If you’ve ever stood in a South Dakota basement in January wondering why your heating bill looks like a small mortgage payment, you’re not alone. SD winters are no joke — and the building materials you choose matter more than most people realize until they’re already shivering (or sweating) inside a poorly insulated space.

I’ve worked on enough projects across the region to know that not all insulation is created equal. And once contractors and homeowners in this area get a firsthand look at what rigid closed cell foam can actually do, they rarely go back to anything else.
Here’s why.

1. Superior Thermal Resistance in Extreme SD Climates

Closed cell foam delivers an R-value of around 6 to 7 per inch — roughly double what open cell foam offers. In South Dakota, where temperatures can swing from -20°F in winter to 100°F in summer, that thermal density isn’t a luxury. It’s survival for your energy bills.

2. A Genuine Moisture Barrier

One thing that separates hard closed cell foam from softer alternatives is its closed cellular structure. Moisture simply can’t penetrate it. For SD projects near rivers, flood plains, or in crawl spaces with high ground moisture, this characteristic alone makes it worth every penny. You’re not just insulating — you’re waterproofing.

3. Structural Reinforcement You Didn’t Expect

This one surprises people. When rigid closed cell foam is applied to walls or rooflines, it actually adds measurable structural strength to the assembly. Studies have shown it can increase racking resistance by up to 300%. For older SD homes dealing with decades of wind stress, that added rigidity is a quiet but powerful benefit.

4. Air Sealing That Works Around the Clock

Air leakage accounts for a significant portion of home energy loss — sometimes up to 40%. Because hard closed cell foam expands and adheres to surfaces, it fills gaps, cracks, and irregular edges that fiberglass batts simply ignore. The result is a tight building envelope that doesn’t let the South Dakota wind find its way in through every hidden seam.

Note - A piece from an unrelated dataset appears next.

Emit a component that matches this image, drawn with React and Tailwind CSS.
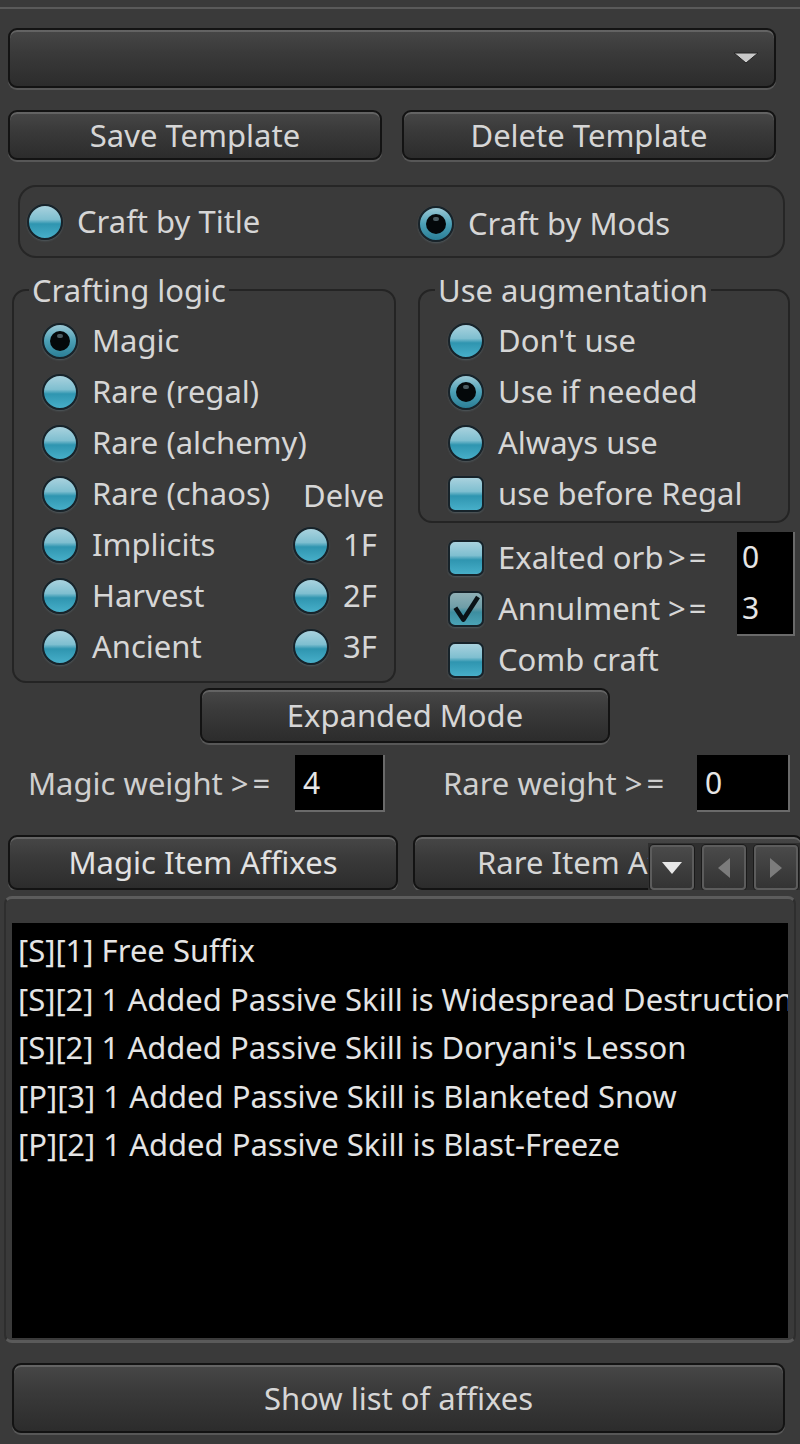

5. Long-Term Durability Without Sagging or Settling

Traditional insulation materials shift over time. They sag, compress, and lose effectiveness after years of gravity doing its thing. Hard closed cell foam doesn’t. Once it cures, it stays. For long-term homeowners and commercial property managers in SD, that kind of reliability is genuinely reassuring — you install it once and trust it.

6. Mold and Pest Resistance

Because moisture can’t accumulate within the foam itself, mold has nowhere to grow. And unlike organic insulation materials, there’s nothing in closed cell foam that insects or rodents find appetizing. In rural South Dakota — where mice are persistent guests — this matters more than people from warmer states might understand.

7. Energy Savings That Compound Over Time

The upfront cost of closed cell foam is higher than alternatives, and it’s worth being honest about that. But the return? It typically pays for itself within a few years through reduced heating and cooling costs. Homeowners across SD report meaningful drops in monthly utility bills, especially in older builds that were previously under-insulated.

Final Thoughts

Choosing insulation isn’t glamorous, but it’s one of the most consequential decisions you’ll make for any building project. Hard closed cell foam brings together thermal performance, moisture control, structural support, and longevity in a way few other materials can match — especially in a climate as demanding as South Dakota’s.

Whether you’re tackling a new build, renovating an older home, or insulating a commercial space, this material deserves a serious look. The walls of your project will thank you — and so will your wallet, season after season.